Native Flutes and Extended Techniques
By Alberto Almarza
“Music is the sum total of scattered forces… it has been turned into a speculative song! I much prefer the notes coming from the flute of an Egyptian shepherd: he contributes to the landscape and hears harmonies ignored by our treatises…”
Claude Debussy, 1901
The flute is one of the most varied and widespread instruments in the world, going back tens of thousands of years in many societies. As a result of the multiple types of flutes and the diversity of their musical and social role throughout the world, an amazing repertoire of timbres and playing techniques have been developed, preserved by flute players of native cultures. Many of these techniques arose from the desire to evoke nature, imitating birdsongs, wind and water. Others came into being as an attempt to produce sounds that would have healing powers and communicate with sacred spirits.
The following is a list of some of the most common extended techniques and examples of their use in world flute music.
Multiphonics: technique that allows the flutist to produce several sounds simultaneously. The fascination with multiple sounds is as old as the flute itself. From double to sextuple flutes, they can be found everywhere.
This circular pan flute from Thailand and a double recorder from Mexico are good examples of instruments designed to produce chords.
Circular Breathing: breathing and blowing at the same time. A technique which is thousands of years old and common throughout the world, it has only recently been introduced to Western music. In addition to the flute, it is used by many other wind instruments.
Microtones: refers to the use of intervals smaller than a half step. With the exception of the Western modern flute, every other flute in the world is designed as a non-tempered instrument and uses microtonal intervals for tuning and playing.
An elegant example is the Indian transverse flute Bansuri. The player uses the middle segment of his fingers to cover the holes, rotating the fingers to bend the pitch.
Whistle Tones: produced by blowing extremely slow air into the flute. Again, we find many instruments that were especially made to create very soft, high-pitched notes.
A notable example is this ceremonial flute/sculpture from Mexico.
Color Variation: includes “airy tone,” “white sound,” “reed sound,” singing and playing, etc.
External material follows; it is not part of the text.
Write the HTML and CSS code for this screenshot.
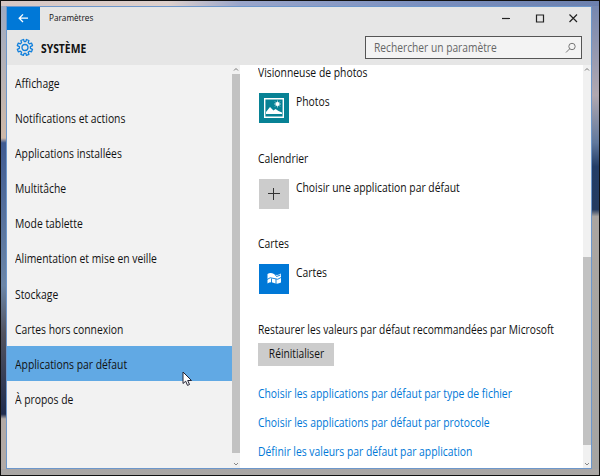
FILE: index.html
```html
<!DOCTYPE html>
<html lang="fr">
<head>
<meta charset="utf-8">
<title>Paramètres</title>
<link rel="stylesheet" href="styles.css">
</head>
<body>
<div class="window">
  <header class="header">
    <div class="titlebar">
      <div class="back"><svg width="33" height="23" viewBox="0 0 33 23"><path d="M12.5 11.2H21M16 7.4l-3.8 3.8 3.8 3.8" fill="none" stroke="#fff" stroke-width="1.3"/></svg></div>
      <div class="caption"><span class="text">Paramètres</span></div>
      <svg class="controls" width="90" height="20" viewBox="0 0 90 20"><g fill="none" stroke="#222" stroke-width="1.2"><path d="M3 11.5h8"/><path d="M37.500 8h7v7h-7z"/><path d="M70.500 7.500l7.500 7.500m0-7.500l-7.500 7.500"/></g></svg>
    </div>
    <div class="toolbar">
      <svg class="gear" width="20" height="20" viewBox="0 0 20 20"><g fill="none" stroke="#1280dc" stroke-width="1.300" stroke-linejoin="round"><path d="M8.400 1.500h.2l.6 2.200h1.600l.6-2.200 2.500 1-.7 2.100 1.200 1.200 2.100-.7 1 2.500-2.100 1.100v1.600l2.100 1-1 2.500-2.100-.7-1.200 1.200.7 2.100-2.500 1-.6-2.100H9.200l-.8 2.100-2.500-1 .7-2.100-1.200-1.200-2.100.7-1-2.500 2.100-1V8.700L2.300 7.600l1-2.500 2.100.7 1.200-1.200-.7-2.100z"/><circle cx="10" cy="9.500" r="3"/></g></svg>
      <h1 class="heading"><span class="text">SYSTÈME</span></h1>
      <div class="search"><span class="text">Rechercher un paramètre</span><svg width="12" height="12" viewBox="0 0 12 12"><g fill="none" stroke="#777"><circle cx="7" cy="4.500" r="3.200"/><path d="M4.700 6.800L1 10.500"/></g></svg></div>
    </div>
  </header>
  <div class="body">
    <nav class="nav">
      <a class="item"><span class="text">Affichage</span></a>
      <a class="item"><span class="text">Notifications et actions</span></a>
      <a class="item"><span class="text">Applications installées</span></a>
      <a class="item"><span class="text">Multitâche</span></a>
      <a class="item"><span class="text">Mode tablette</span></a>
      <a class="item"><span class="text">Alimentation et mise en veille</span></a>
      <a class="item"><span class="text">Stockage</span></a>
      <a class="item"><span class="text">Cartes hors connexion</span></a>
      <a class="item selected"><span class="text">Applications par défaut</span></a>
      <a class="item"><span class="text">À propos de</span></a>
    </nav>
    <div class="scroll scroll-nav"><svg width="8" height="8" viewBox="0 0 8 8"><path d="M2 5.500l2-2 2 2" fill="none" stroke="#777"/></svg><div class="thumb"></div><svg width="8" height="8" viewBox="0 0 8 8"><path d="M2 3l2 2 2-2" fill="none" stroke="#888"/></svg></div>
    <main class="content">
      <section class="group">
        <h2 class="label"><span class="text">Visionneuse de photos</span></h2>
        <div class="app"><svg width="30" height="30" viewBox="0 0 30 30"><path fill="#078295" d="M0 0h30v30H0z"/><path d="M5.700 5.700h18.600v18.600H5.700z" fill="none" stroke="#fff" stroke-width="1.400"/><path d="M7 21v-2l4-5 3.500 3.500L16.500 16l3 2 3.500 1.500V21z" fill="#fff"/><circle cx="18.500" cy="11" r="2" fill="#fff"/><path d="M18.500 7.500v7M15 11h7M16 8.500l5 5M21 8.500l-5 5" stroke="#fff" stroke-width=".6"/></svg><span class="text">Photos</span></div>
      </section>
      <section class="group">
        <h2 class="label"><span class="text">Calendrier</span></h2>
        <div class="app"><svg width="30" height="30" viewBox="0 0 30 30"><path fill="#ccc" d="M0 0h30v30H0z"/><path d="M9 14.500h12M14.500 9v12" stroke="#333"/></svg><span class="text">Choisir une application par défaut</span></div>
      </section>
      <section class="group">
        <h2 class="label"><span class="text">Cartes</span></h2>
        <div class="app"><svg width="30" height="30" viewBox="0 0 30 30"><path fill="#0078d7" d="M0 0h30v30H0z"/><path d="M8.500 10q3-2 6.500 0t7-.5v9q-3.500 2-7 .5t-6.500.5z" fill="#fff"/><path d="M8 15.500q3-3 7-1t7-1M12.500 14.500v6M17 15v5M15.500 9.500l2 3 4-1.500" fill="none" stroke="#0078d7" stroke-width=".9"/></svg><span class="text">Cartes</span></div>
      </section>
      <section class="reset">
        <p class="restore"><span class="text">Restaurer les valeurs par défaut recommandées par Microsoft</span></p>
        <button class="button"><span class="text">Réinitialiser</span></button>
      </section>
      <div class="links">
        <a><span class="text">Choisir les applications par défaut par type de fichier</span></a>
        <a><span class="text">Choisir les applications par défaut par protocole</span></a>
        <a><span class="text">Définir les valeurs par défaut par application</span></a>
      </div>
    </main>
    <div class="scroll scroll-main"><svg width="8" height="8" viewBox="0 0 8 8"><path d="M2 5.500l2-2 2 2" fill="none" stroke="#777"/></svg><div class="thumb"></div><svg width="8" height="8" viewBox="0 0 8 8"><path d="M2 3l2 2 2-2" fill="none" stroke="#888"/></svg></div>
  </div>
</div>
<svg class="pointer" width="12" height="17" viewBox="0 0 12 17"><path d="M1 1v11.500l2.700-2.300 1.800 4.200 2-.9-1.800-4H9.500z" fill="#fff" stroke="#223" stroke-width="1"/></svg>
</body>
</html>
```
FILE: styles.css
```css
* { box-sizing: border-box; }
body {
  margin: 0;
  width: 600px;
  height: 476px;
  padding: 5px 7px 6px 5px;
  border: 1px solid #111;
  overflow: hidden;
  font: 12px/16px "Open Sans", "Noto Sans", sans-serif;
  color: #111;
  background:
    linear-gradient(90deg, #d6c6c4, #ddd0cc 28%, #9aa6cb 40%, #7b90c0 70%, #6c80ae) 0 0 / 100% 6px no-repeat,
    linear-gradient(#a8a5a5, #aaa7a4) 0 100% / 100% 7px no-repeat,
    linear-gradient(#9caac4, #cfb9a8 29%, #405b91 30%, #6c86a7 60%, #52535f 70%, #202d4e 87%, #b2aaa6 88%) 0 0 / 7px 100% no-repeat,
    linear-gradient(#7285b0, #b1a8b0 20%, #60789d 30%, #233d67 35%, #243b60 44%, #aaa5a1 45.5%, #a5a4a2) 100% 0 / 9px 100% no-repeat #a8a5a2;
}
/* Narrows the type to the proportions of the system font. */
.text { display: inline-block; white-space: nowrap; transform: scaleX(.863); transform-origin: 0 50%; }
.window { height: 463px; width: 586px; display: flex; flex-direction: column; border: 1px solid #6d97cb; background: #fff; }
.header { height: 58px; flex: none; background: #e6e6e6; }
.titlebar { height: 22px; display: flex; align-items: flex-start; }
.back { width: 33px; height: 23px; background: #0078d7; }
.back svg, .app svg { display: block; }
.caption { flex: 1; padding: 3px 0 0 9px; font-size: 9.5px; }
.controls { margin-right: 2px; }
.toolbar { display: flex; align-items: center; height: 36px; padding: 0 9px 0 8px; }
.gear { margin-top: 2px; }
.heading { flex: 1; margin: 3px 0 0 6px; font-size: 12px; font-weight: 700; }
.search { width: 217px; height: 23px; margin-top: 1px; display: flex; align-items: center; justify-content: space-between; padding: 0 4px 0 8px; border: 1px solid #555; color: #666; background: #f3f3f3; }
.search .text, .restore .text { transform: scaleX(.853); }
.body { flex: 1; min-height: 0; display: flex; }
.nav { width: 225px; flex: none; background: #f2f2f2; }
.item { display: block; height: 35.1px; padding: 11px 0 0 8px; }
.selected { background: #61a9e4; }
.scroll { width: 8px; flex: none; display: flex; flex-direction: column; background: #f1f1f1; }
.scroll svg { flex: none; }
.thumb { flex: none; background: #c2c2c2; }
.scroll-nav .thumb { height: 379px; margin: 1px 0 7px; }
.scroll-main .thumb { height: 188px; margin: 184px 0 15px; }
.content { flex: 1; min-width: 0; padding-left: 18px; }
.group { height: 85.500px; }
.label, .restore { height: 16px; margin: 0; font-size: 12px; font-weight: 400; }
.app { display: flex; gap: 7px; margin: 12px 0 0 1px; }
.app .text { padding-top: 1px; }
.button { display: block; width: 76px; height: 23px; margin-top: 5px; padding: 0; border: 0; background: #ccc; font: inherit; color: inherit; }
.button .text { transform: scaleX(.85); transform-origin: 50% 50%; }
.links { margin-top: 20px; display: grid; grid-auto-rows: 16px; gap: 13px; color: #0078d7; }
.pointer { position: absolute; left: 182px; top: 371px; }
```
All of these sounds and techniques can be found in many different traditions of flute playing.
The Persian Ney, one of the oldest known flutes, is one example of an instrument designed to produce a remarkable array of different colors.
To summarize, most of what we refer to as “extended techniques” in Western flute music have been part of traditional music from around the world for thousands of years. It is only recently that we have begun to acknowledge the enormous influence of world music on our own Classical tradition. As we explore the relationship between music of the world and contemporary Western music, we discover that we are not isolated; rather, our music has been enriched by that of other cultures. Flutists and composers today are enhancing our musical experience by drawing from this remarkable palette of sounds and techniques and, in the process, demonstrate that the power of musical experience is universal.
Alberto Almarza is Professor of Flute and Head of the Flute Department at Carnegie Mellon University, and former Principal Flute with the National Philharmonic Orchestra of Chile. He has performed and taught in the US, Latin America, Korea and Europe, and has recorded for New Albion, Elán, Albany, Centaur, and Naxos Records. He has appeared as soloist with Boston Modern Orchestra Project, Memphis Symphony, BachFest Chamber Orchestra, and the Philharmonic, National Symphony and National Chamber Orchestras of Chile, and the Arianna String Quartet among others. Most recently, he performed at a TED TALK Conference, and was featured on the PBS program Horizons.
He is the co-founder with Jeanne Baxtresser of The Consummate Flutist, and currently serves as its Artistic Director.